> _Given task_:
Say how many lines in the records include the string "components", adding no other words.
───── Data to use
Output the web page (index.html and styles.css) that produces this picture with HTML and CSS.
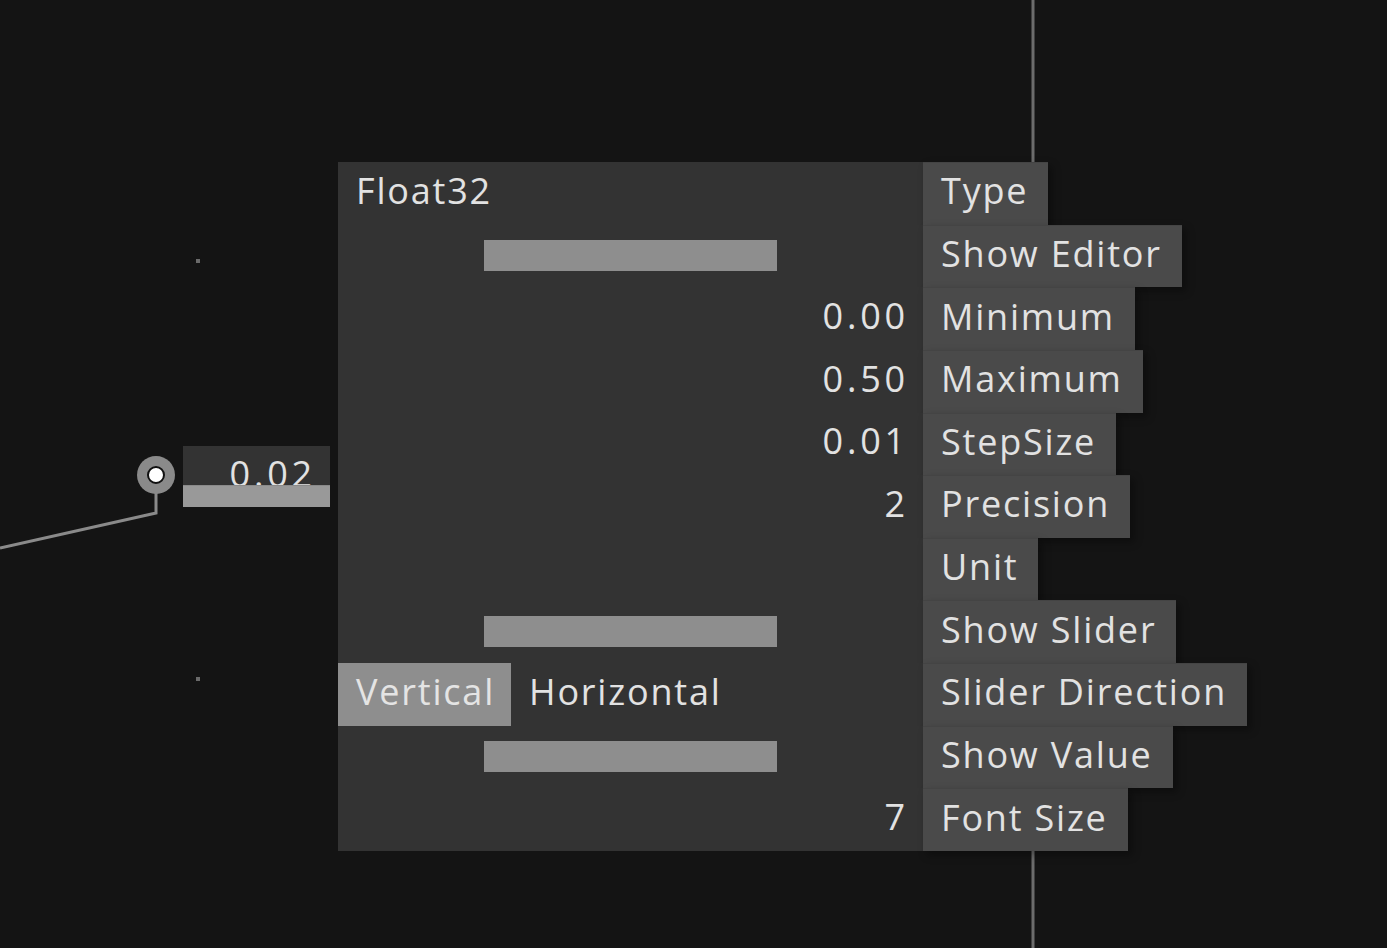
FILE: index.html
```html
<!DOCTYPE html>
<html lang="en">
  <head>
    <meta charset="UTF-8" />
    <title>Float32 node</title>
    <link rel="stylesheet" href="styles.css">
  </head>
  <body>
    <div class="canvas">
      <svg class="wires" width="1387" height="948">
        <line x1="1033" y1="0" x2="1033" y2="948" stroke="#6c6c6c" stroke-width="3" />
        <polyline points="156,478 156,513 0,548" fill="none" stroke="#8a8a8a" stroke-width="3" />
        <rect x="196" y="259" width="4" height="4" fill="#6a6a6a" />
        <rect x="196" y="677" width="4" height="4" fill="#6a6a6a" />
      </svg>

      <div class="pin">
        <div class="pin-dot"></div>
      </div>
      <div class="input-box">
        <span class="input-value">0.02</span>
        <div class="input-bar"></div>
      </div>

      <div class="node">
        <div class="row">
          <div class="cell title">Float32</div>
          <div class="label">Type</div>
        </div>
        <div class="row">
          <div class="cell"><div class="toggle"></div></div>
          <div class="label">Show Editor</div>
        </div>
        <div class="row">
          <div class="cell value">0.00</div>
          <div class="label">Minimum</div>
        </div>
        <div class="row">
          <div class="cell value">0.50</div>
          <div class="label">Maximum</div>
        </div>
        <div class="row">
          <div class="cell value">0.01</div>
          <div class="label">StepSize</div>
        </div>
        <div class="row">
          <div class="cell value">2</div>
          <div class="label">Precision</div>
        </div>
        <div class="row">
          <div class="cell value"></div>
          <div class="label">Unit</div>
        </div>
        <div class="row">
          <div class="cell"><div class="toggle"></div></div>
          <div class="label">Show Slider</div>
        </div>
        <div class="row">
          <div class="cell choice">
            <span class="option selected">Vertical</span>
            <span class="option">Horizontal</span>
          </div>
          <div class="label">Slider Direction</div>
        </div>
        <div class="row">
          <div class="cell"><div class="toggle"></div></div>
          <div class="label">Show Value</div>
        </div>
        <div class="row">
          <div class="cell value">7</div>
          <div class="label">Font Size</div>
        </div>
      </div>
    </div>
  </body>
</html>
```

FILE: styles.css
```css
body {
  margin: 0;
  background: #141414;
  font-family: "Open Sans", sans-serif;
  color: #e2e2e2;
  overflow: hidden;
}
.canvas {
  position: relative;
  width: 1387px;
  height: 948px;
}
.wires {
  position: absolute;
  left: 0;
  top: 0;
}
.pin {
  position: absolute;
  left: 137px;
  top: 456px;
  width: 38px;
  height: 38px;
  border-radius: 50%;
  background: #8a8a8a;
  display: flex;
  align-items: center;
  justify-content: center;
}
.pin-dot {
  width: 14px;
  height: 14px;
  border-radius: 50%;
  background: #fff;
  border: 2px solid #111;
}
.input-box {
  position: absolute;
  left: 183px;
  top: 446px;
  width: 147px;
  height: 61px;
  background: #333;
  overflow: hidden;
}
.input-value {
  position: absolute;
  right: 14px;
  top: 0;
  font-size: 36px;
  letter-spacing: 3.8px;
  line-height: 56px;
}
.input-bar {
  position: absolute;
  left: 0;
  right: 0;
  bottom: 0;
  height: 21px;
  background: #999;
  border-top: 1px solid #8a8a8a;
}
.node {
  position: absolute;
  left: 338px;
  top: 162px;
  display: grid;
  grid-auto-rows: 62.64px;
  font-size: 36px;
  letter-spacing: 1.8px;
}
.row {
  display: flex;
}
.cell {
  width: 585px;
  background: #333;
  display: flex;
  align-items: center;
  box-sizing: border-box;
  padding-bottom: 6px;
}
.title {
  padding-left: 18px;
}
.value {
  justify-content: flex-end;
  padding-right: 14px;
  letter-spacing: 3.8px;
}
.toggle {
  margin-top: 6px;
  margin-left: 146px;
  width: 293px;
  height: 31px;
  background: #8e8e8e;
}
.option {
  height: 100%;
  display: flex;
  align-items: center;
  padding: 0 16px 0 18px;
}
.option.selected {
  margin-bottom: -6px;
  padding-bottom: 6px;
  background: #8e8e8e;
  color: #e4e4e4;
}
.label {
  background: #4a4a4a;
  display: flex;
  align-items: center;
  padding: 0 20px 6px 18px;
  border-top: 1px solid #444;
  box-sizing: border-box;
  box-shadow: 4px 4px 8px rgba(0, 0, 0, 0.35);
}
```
──────────
───── Data to use
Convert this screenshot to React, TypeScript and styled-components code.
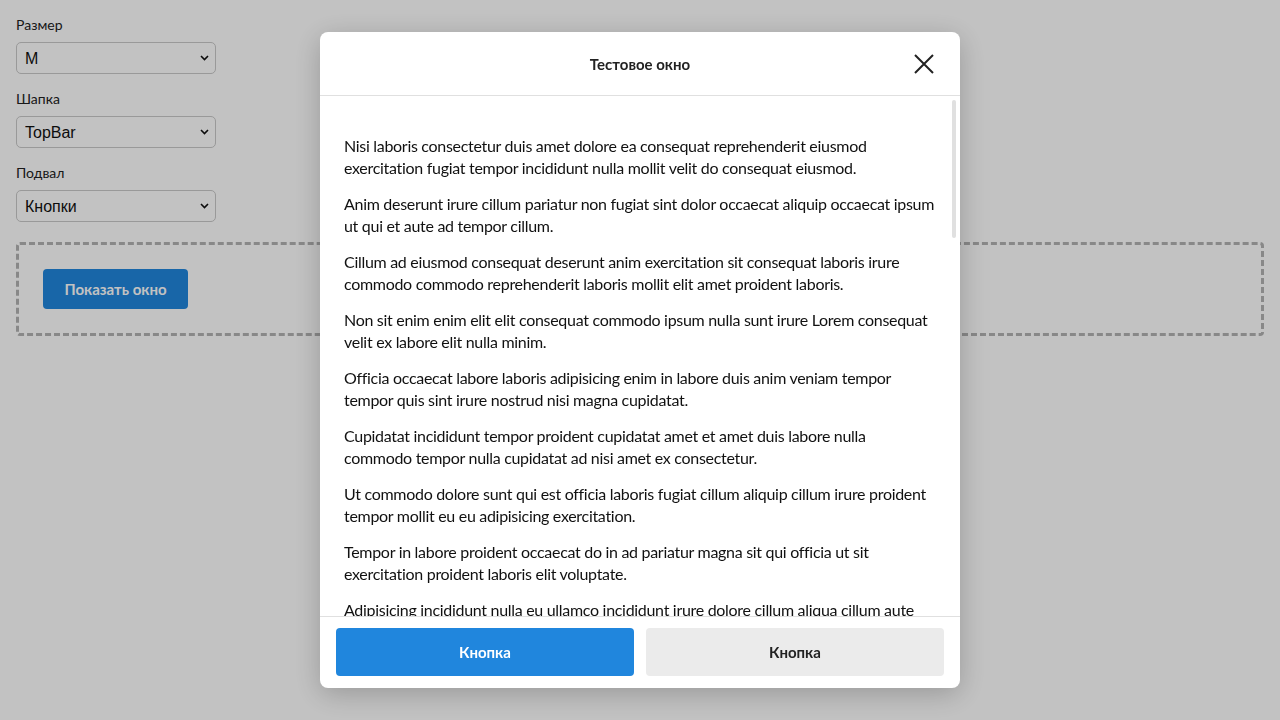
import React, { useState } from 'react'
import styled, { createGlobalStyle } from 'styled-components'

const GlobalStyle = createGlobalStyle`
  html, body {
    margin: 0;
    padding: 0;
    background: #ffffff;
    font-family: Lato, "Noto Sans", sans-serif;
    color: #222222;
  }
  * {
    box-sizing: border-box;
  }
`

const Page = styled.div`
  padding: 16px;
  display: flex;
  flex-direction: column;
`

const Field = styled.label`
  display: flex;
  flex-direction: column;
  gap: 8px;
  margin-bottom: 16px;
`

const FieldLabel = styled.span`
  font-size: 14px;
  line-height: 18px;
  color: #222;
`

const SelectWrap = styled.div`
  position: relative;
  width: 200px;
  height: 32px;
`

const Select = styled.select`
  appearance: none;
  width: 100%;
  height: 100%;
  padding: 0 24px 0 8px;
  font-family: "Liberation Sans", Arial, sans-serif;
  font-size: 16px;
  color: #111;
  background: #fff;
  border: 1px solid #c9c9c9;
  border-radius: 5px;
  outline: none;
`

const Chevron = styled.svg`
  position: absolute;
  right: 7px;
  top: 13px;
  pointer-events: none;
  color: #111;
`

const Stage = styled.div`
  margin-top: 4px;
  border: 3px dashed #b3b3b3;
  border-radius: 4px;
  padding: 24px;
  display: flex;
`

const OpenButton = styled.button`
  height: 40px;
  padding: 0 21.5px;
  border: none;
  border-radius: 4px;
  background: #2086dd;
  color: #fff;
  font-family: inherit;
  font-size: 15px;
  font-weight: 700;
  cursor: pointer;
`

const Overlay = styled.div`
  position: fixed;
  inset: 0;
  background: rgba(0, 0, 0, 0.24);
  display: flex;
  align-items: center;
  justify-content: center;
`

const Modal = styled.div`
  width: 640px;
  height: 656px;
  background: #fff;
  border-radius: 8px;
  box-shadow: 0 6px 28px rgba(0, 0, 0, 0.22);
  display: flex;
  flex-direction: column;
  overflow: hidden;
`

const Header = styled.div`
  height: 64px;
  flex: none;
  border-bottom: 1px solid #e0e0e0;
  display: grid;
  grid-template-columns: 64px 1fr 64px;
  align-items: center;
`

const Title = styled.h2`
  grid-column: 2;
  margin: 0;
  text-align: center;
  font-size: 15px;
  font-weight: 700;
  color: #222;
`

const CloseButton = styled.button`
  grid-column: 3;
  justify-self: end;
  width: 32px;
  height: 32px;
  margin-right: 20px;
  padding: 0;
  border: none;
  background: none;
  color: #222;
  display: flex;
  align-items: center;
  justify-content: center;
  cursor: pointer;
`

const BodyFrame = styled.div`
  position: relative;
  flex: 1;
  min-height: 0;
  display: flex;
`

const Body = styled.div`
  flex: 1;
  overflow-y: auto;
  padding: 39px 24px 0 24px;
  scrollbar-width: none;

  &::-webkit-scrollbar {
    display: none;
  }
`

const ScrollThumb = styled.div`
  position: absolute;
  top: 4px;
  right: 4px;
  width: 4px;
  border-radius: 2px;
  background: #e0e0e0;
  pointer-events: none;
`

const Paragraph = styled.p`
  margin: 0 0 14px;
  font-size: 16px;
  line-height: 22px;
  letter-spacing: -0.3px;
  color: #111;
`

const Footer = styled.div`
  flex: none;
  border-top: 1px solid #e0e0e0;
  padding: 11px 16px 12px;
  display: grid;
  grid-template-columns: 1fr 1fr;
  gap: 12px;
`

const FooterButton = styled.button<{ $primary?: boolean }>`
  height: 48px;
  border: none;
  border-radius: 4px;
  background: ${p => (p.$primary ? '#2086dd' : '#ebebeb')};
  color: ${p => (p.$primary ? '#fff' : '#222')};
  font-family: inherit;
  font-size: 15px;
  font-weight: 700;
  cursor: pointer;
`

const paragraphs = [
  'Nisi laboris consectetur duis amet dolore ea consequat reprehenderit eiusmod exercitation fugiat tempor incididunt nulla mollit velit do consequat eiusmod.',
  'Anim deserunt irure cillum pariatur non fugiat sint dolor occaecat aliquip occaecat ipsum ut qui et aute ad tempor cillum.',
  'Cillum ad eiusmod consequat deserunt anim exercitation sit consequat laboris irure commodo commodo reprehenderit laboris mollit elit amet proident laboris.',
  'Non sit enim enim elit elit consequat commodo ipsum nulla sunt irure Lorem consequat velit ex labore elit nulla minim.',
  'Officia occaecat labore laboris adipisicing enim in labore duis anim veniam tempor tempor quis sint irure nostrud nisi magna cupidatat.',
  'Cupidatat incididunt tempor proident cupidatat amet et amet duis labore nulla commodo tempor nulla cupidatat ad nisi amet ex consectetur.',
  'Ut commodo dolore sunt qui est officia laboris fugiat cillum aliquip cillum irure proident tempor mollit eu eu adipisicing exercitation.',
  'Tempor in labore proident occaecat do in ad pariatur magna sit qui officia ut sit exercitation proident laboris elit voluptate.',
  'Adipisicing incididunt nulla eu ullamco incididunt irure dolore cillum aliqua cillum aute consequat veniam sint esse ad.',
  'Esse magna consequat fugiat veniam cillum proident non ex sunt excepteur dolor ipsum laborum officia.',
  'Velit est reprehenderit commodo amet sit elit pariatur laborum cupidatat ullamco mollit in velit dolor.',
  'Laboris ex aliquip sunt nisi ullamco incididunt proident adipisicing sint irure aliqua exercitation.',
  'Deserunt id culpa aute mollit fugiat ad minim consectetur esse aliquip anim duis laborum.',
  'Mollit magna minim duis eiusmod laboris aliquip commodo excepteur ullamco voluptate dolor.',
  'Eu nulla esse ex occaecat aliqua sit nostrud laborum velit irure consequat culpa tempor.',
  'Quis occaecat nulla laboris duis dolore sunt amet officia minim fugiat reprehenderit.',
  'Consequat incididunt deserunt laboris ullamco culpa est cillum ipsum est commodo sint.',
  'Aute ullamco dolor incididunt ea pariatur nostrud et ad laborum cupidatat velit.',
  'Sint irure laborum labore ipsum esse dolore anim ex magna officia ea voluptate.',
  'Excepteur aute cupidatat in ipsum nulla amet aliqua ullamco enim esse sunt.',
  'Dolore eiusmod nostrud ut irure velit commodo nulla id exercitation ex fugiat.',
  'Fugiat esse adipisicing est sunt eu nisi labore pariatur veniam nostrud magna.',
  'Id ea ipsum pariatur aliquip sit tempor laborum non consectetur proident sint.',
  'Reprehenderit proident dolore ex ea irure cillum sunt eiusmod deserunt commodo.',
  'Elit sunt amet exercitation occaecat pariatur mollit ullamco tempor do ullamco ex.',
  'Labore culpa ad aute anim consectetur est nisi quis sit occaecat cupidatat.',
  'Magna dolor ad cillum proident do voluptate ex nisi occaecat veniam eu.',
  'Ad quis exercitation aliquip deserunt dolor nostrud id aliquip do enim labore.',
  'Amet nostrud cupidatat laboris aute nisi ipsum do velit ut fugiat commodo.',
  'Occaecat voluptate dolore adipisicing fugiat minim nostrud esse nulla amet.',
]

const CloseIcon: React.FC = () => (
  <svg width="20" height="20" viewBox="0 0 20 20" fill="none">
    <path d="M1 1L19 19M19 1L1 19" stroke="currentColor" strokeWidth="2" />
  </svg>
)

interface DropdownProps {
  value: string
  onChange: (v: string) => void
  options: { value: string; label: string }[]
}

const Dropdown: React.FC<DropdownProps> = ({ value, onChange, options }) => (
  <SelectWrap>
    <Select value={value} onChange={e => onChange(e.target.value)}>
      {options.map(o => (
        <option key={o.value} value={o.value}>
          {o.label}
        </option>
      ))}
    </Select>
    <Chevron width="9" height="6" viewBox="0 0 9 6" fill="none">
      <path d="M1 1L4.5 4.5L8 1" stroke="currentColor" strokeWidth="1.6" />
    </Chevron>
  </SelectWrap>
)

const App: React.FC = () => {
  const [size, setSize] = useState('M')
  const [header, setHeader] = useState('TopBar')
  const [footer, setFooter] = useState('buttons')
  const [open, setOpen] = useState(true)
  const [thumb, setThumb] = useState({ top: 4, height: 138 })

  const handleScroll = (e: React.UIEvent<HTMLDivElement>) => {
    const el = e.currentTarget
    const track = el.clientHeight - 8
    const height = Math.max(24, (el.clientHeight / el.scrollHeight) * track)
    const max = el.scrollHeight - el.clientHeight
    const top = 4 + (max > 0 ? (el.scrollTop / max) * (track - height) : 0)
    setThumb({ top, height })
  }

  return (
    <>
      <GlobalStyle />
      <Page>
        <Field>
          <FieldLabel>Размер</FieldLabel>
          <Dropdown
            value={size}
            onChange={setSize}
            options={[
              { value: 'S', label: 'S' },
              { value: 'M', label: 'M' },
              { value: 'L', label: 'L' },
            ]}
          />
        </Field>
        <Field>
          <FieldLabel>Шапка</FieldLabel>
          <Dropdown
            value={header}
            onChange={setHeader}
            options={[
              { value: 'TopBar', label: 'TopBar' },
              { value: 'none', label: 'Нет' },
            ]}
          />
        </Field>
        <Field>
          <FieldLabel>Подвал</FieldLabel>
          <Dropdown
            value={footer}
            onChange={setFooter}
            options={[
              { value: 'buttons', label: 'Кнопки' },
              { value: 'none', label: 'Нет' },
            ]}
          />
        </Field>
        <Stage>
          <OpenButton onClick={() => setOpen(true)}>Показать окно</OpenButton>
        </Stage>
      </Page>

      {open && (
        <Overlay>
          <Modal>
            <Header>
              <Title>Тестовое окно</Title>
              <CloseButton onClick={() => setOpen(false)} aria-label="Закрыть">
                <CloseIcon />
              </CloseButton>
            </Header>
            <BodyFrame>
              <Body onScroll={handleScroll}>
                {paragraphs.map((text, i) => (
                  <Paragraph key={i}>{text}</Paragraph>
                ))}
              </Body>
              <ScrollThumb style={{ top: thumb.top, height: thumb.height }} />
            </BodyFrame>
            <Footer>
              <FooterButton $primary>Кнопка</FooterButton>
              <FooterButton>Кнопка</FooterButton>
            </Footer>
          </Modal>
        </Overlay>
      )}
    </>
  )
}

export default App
──────────
> _Answer to this problem_:
2